**EXTRACTED RECORDS**
↓↓↓

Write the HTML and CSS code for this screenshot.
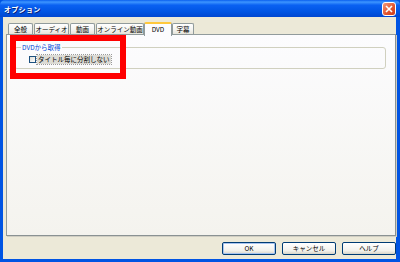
FILE: index.html
```html
<!DOCTYPE html>
<html lang="ja">
  <head>
    <meta charset="UTF-8" />
    <title>オプション</title>
    <link rel="stylesheet" href="styles.css">
  </head>
  <body>
    <div class="window">
      <div class="titlebar">
        <span class="title">オプション</span>
        <span class="close">
          <svg width="8" height="8" viewBox="0 0 8 8">
            <path d="M1 1 L7 7 M7 1 L1 7" stroke="#fff" stroke-width="1.6" />
          </svg>
        </span>
      </div>

      <div class="client">
        <div class="tabs">
          <div class="tab t1">全般</div>
          <div class="tab t2">オーディオ</div>
          <div class="tab t3">動画</div>
          <div class="tab t4">オンライン動画</div>
          <div class="tab active">DVD</div>
          <div class="tab t6">字幕</div>
        </div>

        <div class="panel">
          <fieldset class="group">
            <legend>DVDから取得</legend>
            <label class="check">
              <span class="box"></span>
              <span class="check-text">タイトル毎に分割しない</span>
            </label>
          </fieldset>
        </div>

        <div class="buttons">
          <button class="default">OK</button>
          <button>キャンセル</button>
          <button>ヘルプ</button>
        </div>
      </div>

      <div class="highlight"></div>
    </div>
  </body>
</html>
```

FILE: styles.css
```css
* {
  box-sizing: border-box;
  font-family: "Noto Sans CJK JP", "Liberation Sans", sans-serif;
}
body {
  margin: 0;
  width: 400px;
  height: 262px;
  overflow: hidden;
}
.window {
  position: relative;
  width: 400px;
  height: 262px;
  display: flex;
  flex-direction: column;
  background: #0054e3;
  padding: 0 4px 3px 3px;
}
.titlebar {
  height: 17px;
  margin: 0 -4px 0 -3px;
  padding: 0 4px;
  display: flex;
  align-items: center;
  justify-content: space-between;
  border-radius: 5px 5px 0 0;
  background: linear-gradient(#0a5fee 0%, #3d95ff 12%, #0a61f2 30%, #0054e3 70%, #0046d0 100%);
}
.title {
  color: white;
  font-size: 7px;
  font-weight: bold;
  letter-spacing: 0.3px;
  text-shadow: 1px 1px 0 #0a1f70;
}
.close {
  width: 14px;
  height: 14px;
  display: flex;
  align-items: center;
  justify-content: center;
  border: 1px solid white;
  border-radius: 3px;
  background: linear-gradient(135deg, #f09a7c, #e2522b 60%, #c83d1c);
}
.client {
  flex: 1;
  display: flex;
  flex-direction: column;
  background-color: #ece9d8;
  padding: 5px 0 4px 3px;
}
.tabs {
  display: flex;
  align-items: flex-end;
  height: 12px;
  padding-left: 2px;
  position: relative;
  z-index: 1;
}
.tab {
  height: 11px;
  margin-right: 1px;
  font-size: 6.5px;
  line-height: 11px;
  text-align: center;
  color: black;
  border: 1px solid #919b9c;
  border-bottom: none;
  border-radius: 2px 2px 0 0;
  background: linear-gradient(#ffffff, #f3f3ef 60%, #e6e4da);
}
.t1 { width: 25px; }
.t2 { width: 35px; }
.t3 { width: 25px; }
.t4 { width: 48px; }
.t6 { width: 22px; }
.tab.active {
  width: 28px;
  height: 14px;
  margin: 0 0 -2px -1px;
  line-height: 11px;
  border-top: 2px solid #ffc83c;
  background: #fcfcfe;
}
.panel {
  flex: 1;
  border: 1px solid #919b9c;
  border-right-color: #8a9293;
  border-bottom-color: #8a9293;
  box-shadow: 1px 1px 0 #d0cec3;
  background: linear-gradient(#fcfcfe, #f4f3ee);
  padding: 8px 9px 0 7px;
}
.group {
  margin: 0;
  padding: 0 0 4px 14px;
  border: 1px solid #d0d0bf;
  border-radius: 3px;
}
.group legend {
  margin-left: -8px;
  padding: 0 1px;
  font-size: 6.5px;
  line-height: 8px;
  color: #0046d5;
}
.check {
  display: flex;
  align-items: center;
  margin-top: 4px;
  gap: 1px;
}
.box {
  width: 7px;
  height: 7px;
  border: 1px solid #1c5180;
  background: linear-gradient(135deg, #dcdcd7, #ffffff);
}
.check-text {
  font-size: 6.5px;
  line-height: 9px;
  padding: 0 1px;
  background-color: #dddcd6;
  outline: 1px dotted #9a9a9a;
}
.buttons {
  display: flex;
  justify-content: flex-end;
  gap: 6px;
  margin-top: 6px;
}
.buttons button {
  width: 54px;
  height: 13px;
  padding: 0;
  font-size: 6.5px;
  line-height: 11px;
  color: black;
  border: 1px solid #003c74;
  border-radius: 2px;
  background: linear-gradient(#ffffff, #f2f1ec 70%, #d8d5c8);
}
.buttons button.default {
  box-shadow: inset 0 0 0 1px #a8c4f0;
}
.highlight {
  position: absolute;
  left: 10px;
  top: 35px;
  width: 116px;
  height: 44px;
  border: 6px solid #ff0000;
  z-index: 2;
}
```
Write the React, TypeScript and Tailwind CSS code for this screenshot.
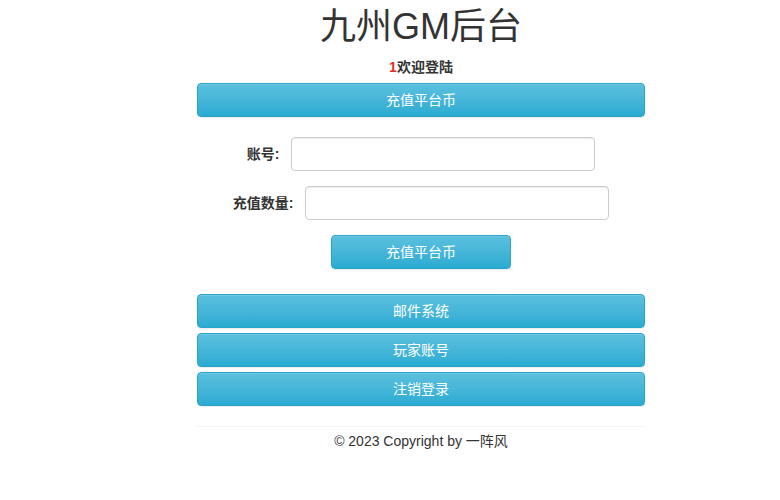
import React from 'react';

const btn =
  'h-[34px] rounded-[4px] border border-[#28a4c9] bg-gradient-to-b from-[#5bc0de] to-[#2aabd2] text-white text-[14px] flex items-center justify-center shadow-[inset_0_1px_0_rgba(255,255,255,0.15),0_1px_1px_rgba(0,0,0,0.075)]';

const input =
  'w-[304px] h-[34px] rounded-[4px] border border-[#ccc] bg-white shadow-[inset_0_1px_1px_rgba(0,0,0,0.075)] px-3 outline-none';

export default function App() {
  return (
    <div
      className="min-h-[500px] bg-white text-[#333] text-[14px]"
      style={{ fontFamily: '"Liberation Sans", Arial, "Noto Sans CJK SC", sans-serif' }}
    >
      <div className="ml-[197px] w-[448px] pt-[7px]">
        <h1 className="text-center text-[36px] leading-[40px] font-normal">九州GM后台</h1>

        <p className="text-center font-bold mt-[10px] leading-[20px]">
          <span className="text-[#d9302c]">1</span>欢迎登陆
        </p>

        <div className={`${btn} mt-[6px]`}>充值平台币</div>

        {/* Recharge form */}
        <div className="mt-[20px] flex flex-col gap-[15px]">
          <div className="flex items-center justify-center gap-[12px]">
            <label className="font-bold">账号:</label>
            <input className={input} />
          </div>
          <div className="flex items-center justify-center gap-[12px]">
            <label className="font-bold">充值数量:</label>
            <input className={input} />
          </div>
        </div>

        <div className="flex justify-center mt-[15px]">
          <div className={`${btn} w-[180px]`}>充值平台币</div>
        </div>

        <div className="mt-[25px] flex flex-col gap-[5px]">
          <div className={btn}>邮件系统</div>
          <div className={btn}>玩家账号</div>
          <div className={btn}>注销登录</div>
        </div>

        <hr className="mt-[20px] border-0 border-t border-[#f3f3f3]" />
        <p className="text-center mt-[4px] leading-[20px]">© 2023 Copyright by 一阵风</p>
      </div>
    </div>
  );
}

↑↑↑

**PROBLEM TO WORK ON**
Restate each entry word for word, please, but drop any images it holds.

**EXPECTED ANSWER**
Write the HTML and CSS code for this screenshot.
FILE: index.html
```html
<!DOCTYPE html>
<html lang="ja">
  <head>
    <meta charset="UTF-8" />
    <title>オプション</title>
    <link rel="stylesheet" href="styles.css">
  </head>
  <body>
    <div class="window">
      <div class="titlebar">
        <span class="title">オプション</span>
        <span class="close">
          <svg width="8" height="8" viewBox="0 0 8 8">
            <path d="M1 1 L7 7 M7 1 L1 7" stroke="#fff" stroke-width="1.6" />
          </svg>
        </span>
      </div>

      <div class="client">
        <div class="tabs">
          <div class="tab t1">全般</div>
          <div class="tab t2">オーディオ</div>
          <div class="tab t3">動画</div>
          <div class="tab t4">オンライン動画</div>
          <div class="tab active">DVD</div>
          <div class="tab t6">字幕</div>
        </div>

        <div class="panel">
          <fieldset class="group">
            <legend>DVDから取得</legend>
            <label class="check">
              <span class="box"></span>
              <span class="check-text">タイトル毎に分割しない</span>
            </label>
          </fieldset>
        </div>

        <div class="buttons">
          <button class="default">OK</button>
          <button>キャンセル</button>
          <button>ヘルプ</button>
        </div>
      </div>

      <div class="highlight"></div>
    </div>
  </body>
</html>
```

FILE: styles.css
```css
* {
  box-sizing: border-box;
  font-family: "Noto Sans CJK JP", "Liberation Sans", sans-serif;
}
body {
  margin: 0;
  width: 400px;
  height: 262px;
  overflow: hidden;
}
.window {
  position: relative;
  width: 400px;
  height: 262px;
  display: flex;
  flex-direction: column;
  background: #0054e3;
  padding: 0 4px 3px 3px;
}
.titlebar {
  height: 17px;
  margin: 0 -4px 0 -3px;
  padding: 0 4px;
  display: flex;
  align-items: center;
  justify-content: space-between;
  border-radius: 5px 5px 0 0;
  background: linear-gradient(#0a5fee 0%, #3d95ff 12%, #0a61f2 30%, #0054e3 70%, #0046d0 100%);
}
.title {
  color: white;
  font-size: 7px;
  font-weight: bold;
  letter-spacing: 0.3px;
  text-shadow: 1px 1px 0 #0a1f70;
}
.close {
  width: 14px;
  height: 14px;
  display: flex;
  align-items: center;
  justify-content: center;
  border: 1px solid white;
  border-radius: 3px;
  background: linear-gradient(135deg, #f09a7c, #e2522b 60%, #c83d1c);
}
.client {
  flex: 1;
  display: flex;
  flex-direction: column;
  background-color: #ece9d8;
  padding: 5px 0 4px 3px;
}
.tabs {
  display: flex;
  align-items: flex-end;
  height: 12px;
  padding-left: 2px;
  position: relative;
  z-index: 1;
}
.tab {
  height: 11px;
  margin-right: 1px;
  font-size: 6.5px;
  line-height: 11px;
  text-align: center;
  color: black;
  border: 1px solid #919b9c;
  border-bottom: none;
  border-radius: 2px 2px 0 0;
  background: linear-gradient(#ffffff, #f3f3ef 60%, #e6e4da);
}
.t1 { width: 25px; }
.t2 { width: 35px; }
.t3 { width: 25px; }
.t4 { width: 48px; }
.t6 { width: 22px; }
.tab.active {
  width: 28px;
  height: 14px;
  margin: 0 0 -2px -1px;
  line-height: 11px;
  border-top: 2px solid #ffc83c;
  background: #fcfcfe;
}
.panel {
  flex: 1;
  border: 1px solid #919b9c;
  border-right-color: #8a9293;
  border-bottom-color: #8a9293;
  box-shadow: 1px 1px 0 #d0cec3;
  background: linear-gradient(#fcfcfe, #f4f3ee);
  padding: 8px 9px 0 7px;
}
.group {
  margin: 0;
  padding: 0 0 4px 14px;
  border: 1px solid #d0d0bf;
  border-radius: 3px;
}
.group legend {
  margin-left: -8px;
  padding: 0 1px;
  font-size: 6.5px;
  line-height: 8px;
  color: #0046d5;
}
.check {
  display: flex;
  align-items: center;
  margin-top: 4px;
  gap: 1px;
}
.box {
  width: 7px;
  height: 7px;
  border: 1px solid #1c5180;
  background: linear-gradient(135deg, #dcdcd7, #ffffff);
}
.check-text {
  font-size: 6.5px;
  line-height: 9px;
  padding: 0 1px;
  background-color: #dddcd6;
  outline: 1px dotted #9a9a9a;
}
.buttons {
  display: flex;
  justify-content: flex-end;
  gap: 6px;
  margin-top: 6px;
}
.buttons button {
  width: 54px;
  height: 13px;
  padding: 0;
  font-size: 6.5px;
  line-height: 11px;
  color: black;
  border: 1px solid #003c74;
  border-radius: 2px;
  background: linear-gradient(#ffffff, #f2f1ec 70%, #d8d5c8);
}
.buttons button.default {
  box-shadow: inset 0 0 0 1px #a8c4f0;
}
.highlight {
  position: absolute;
  left: 10px;
  top: 35px;
  width: 116px;
  height: 44px;
  border: 6px solid #ff0000;
  z-index: 2;
}
```
Write the React, TypeScript and Tailwind CSS code for this screenshot.
import React from 'react';

const btn =
  'h-[34px] rounded-[4px] border border-[#28a4c9] bg-gradient-to-b from-[#5bc0de] to-[#2aabd2] text-white text-[14px] flex items-center justify-center shadow-[inset_0_1px_0_rgba(255,255,255,0.15),0_1px_1px_rgba(0,0,0,0.075)]';

const input =
  'w-[304px] h-[34px] rounded-[4px] border border-[#ccc] bg-white shadow-[inset_0_1px_1px_rgba(0,0,0,0.075)] px-3 outline-none';

export default function App() {
  return (
    <div
      className="min-h-[500px] bg-white text-[#333] text-[14px]"
      style={{ fontFamily: '"Liberation Sans", Arial, "Noto Sans CJK SC", sans-serif' }}
    >
      <div className="ml-[197px] w-[448px] pt-[7px]">
        <h1 className="text-center text-[36px] leading-[40px] font-normal">九州GM后台</h1>

        <p className="text-center font-bold mt-[10px] leading-[20px]">
          <span className="text-[#d9302c]">1</span>欢迎登陆
        </p>

        <div className={`${btn} mt-[6px]`}>充值平台币</div>

        {/* Recharge form */}
        <div className="mt-[20px] flex flex-col gap-[15px]">
          <div className="flex items-center justify-center gap-[12px]">
            <label className="font-bold">账号:</label>
            <input className={input} />
          </div>
          <div className="flex items-center justify-center gap-[12px]">
            <label className="font-bold">充值数量:</label>
            <input className={input} />
          </div>
        </div>

        <div className="flex justify-center mt-[15px]">
          <div className={`${btn} w-[180px]`}>充值平台币</div>
        </div>

        <div className="mt-[25px] flex flex-col gap-[5px]">
          <div className={btn}>邮件系统</div>
          <div className={btn}>玩家账号</div>
          <div className={btn}>注销登录</div>
        </div>

        <hr className="mt-[20px] border-0 border-t border-[#f3f3f3]" />
        <p className="text-center mt-[4px] leading-[20px]">© 2023 Copyright by 一阵风</p>
      </div>
    </div>
  );
}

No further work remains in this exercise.